Incident Lifecycle
Every incident follows a clear path: Triggered → Acknowledged → Resolved.
States
Triggered
The incident is new. Notifications are being sent according to the escalation policy. The clock is ticking.
Acknowledged
Someone has taken ownership. Escalation stops. The team knows who's handling it.
Resolved
The issue is fixed. The incident is closed. Metrics are recorded.
Triggered ──→ Acknowledged ──→ Resolved
│ │
│ ├──→ Snoozed (auto-retriggers)
│ │
└──→ Escalated (no ack within timeout)
Triggering Incidents
Incidents are triggered by:
- Inbound events — from monitoring tool webhooks
- Manual creation — from the Dashboard or API
- AI grouping — multiple alerts grouped into one incident
Each incident gets:
- Unique incident number (
#INC-1042) - Severity level (critical, error, warning, info)
- Assigned service and escalation policy
- Full timeline from trigger to resolution
Acknowledging
Acknowledge from any surface:
- Dashboard — click Acknowledge
- Mobile app — swipe to ack
- Slack/Teams — click the Ack button on the notification
- Phone call — press 1
- API —
PUT /v1/incidents/{id}/acknowledge
Acknowledging stops escalation and tells the team: "I'm on it."
Auto-acknowledge: Configure services to auto-ack when someone joins the war room or posts in the incident Slack channel.
Resolving
Resolve when the issue is fixed:
- Manual — from Dashboard, mobile, Slack, or API
- Auto-resolve — when your monitoring tool sends a recovery event
- Timeout — auto-resolve after N hours if no further events (configurable per service)
# Resolve via API
curl -X PUT https://api.notifyhero.com/v1/incidents/INC-1042/resolve \
-H "Authorization: Bearer nh_live_abc123" \
-H "Content-Type: application/json" \
-d '{"resolution_note": "Scaled up API pods to handle traffic spike"}'
Priority Levels
Assign priority to control response urgency:
| Priority | Label | Expected Response | |----------|-------|-------------------| | P1 | Critical | Immediate — all hands on deck | | P2 | High | Within 15 minutes | | P3 | Medium | Within 1 hour | | P4 | Low | Next business day | | P5 | Informational | No response required |
Priority can be set manually or auto-assigned based on severity and service tier.
Merging Incidents
When multiple incidents are related (e.g., same root cause), merge them:
- Select incidents from the Dashboard
- Click Merge
- Choose the primary incident
- All alerts, timeline entries, and responders consolidate
Merged incidents share a single timeline and resolution.
Snoozing
Temporarily dismiss an incident that can't be fixed right now:
- Snooze for 30 min / 1 hour / 4 hours / custom
- The incident moves to "Snoozed" state
- After the snooze expires, it re-triggers and restarts escalation
Use snooze for known issues with a scheduled fix window.
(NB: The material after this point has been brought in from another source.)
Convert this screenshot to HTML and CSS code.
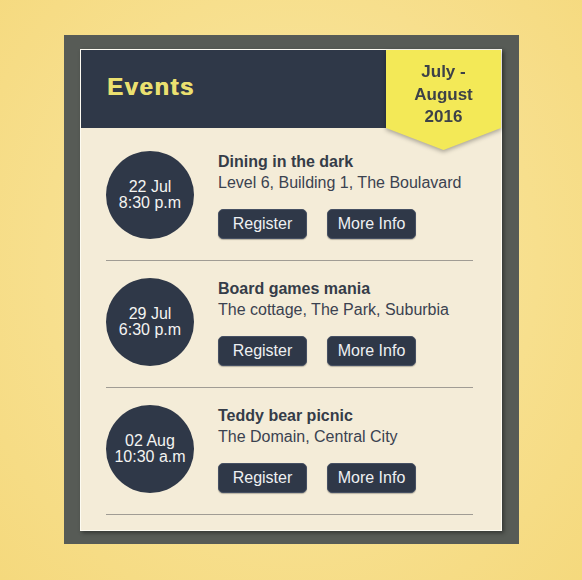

Don't use it to avoid alerts — that's what suppression rules are for.
Reassignment
Transfer ownership of an incident:
- Open the incident
- Click Reassign
- Select a person or team
- They receive an immediate notification
The original responder is released. Full reassignment history is logged in the timeline.
Timeline
Every incident has a complete, immutable timeline:
09:00:00 Triggered by Datadog webhook
09:00:01 Notification sent to Alice (push)
09:00:02 Notification sent to Alice (Slack)
09:01:01 Notification sent to Alice (phone)
09:01:45 Acknowledged by Alice
09:02:00 War room created: #inc-1042
09:15:00 Note added: "Identified — bad deploy at 08:55"
09:22:00 Resolved by Alice
09:22:01 Resolution note: "Rolled back deploy v2.4.1"
Every action, every notification, every escalation — logged with timestamps.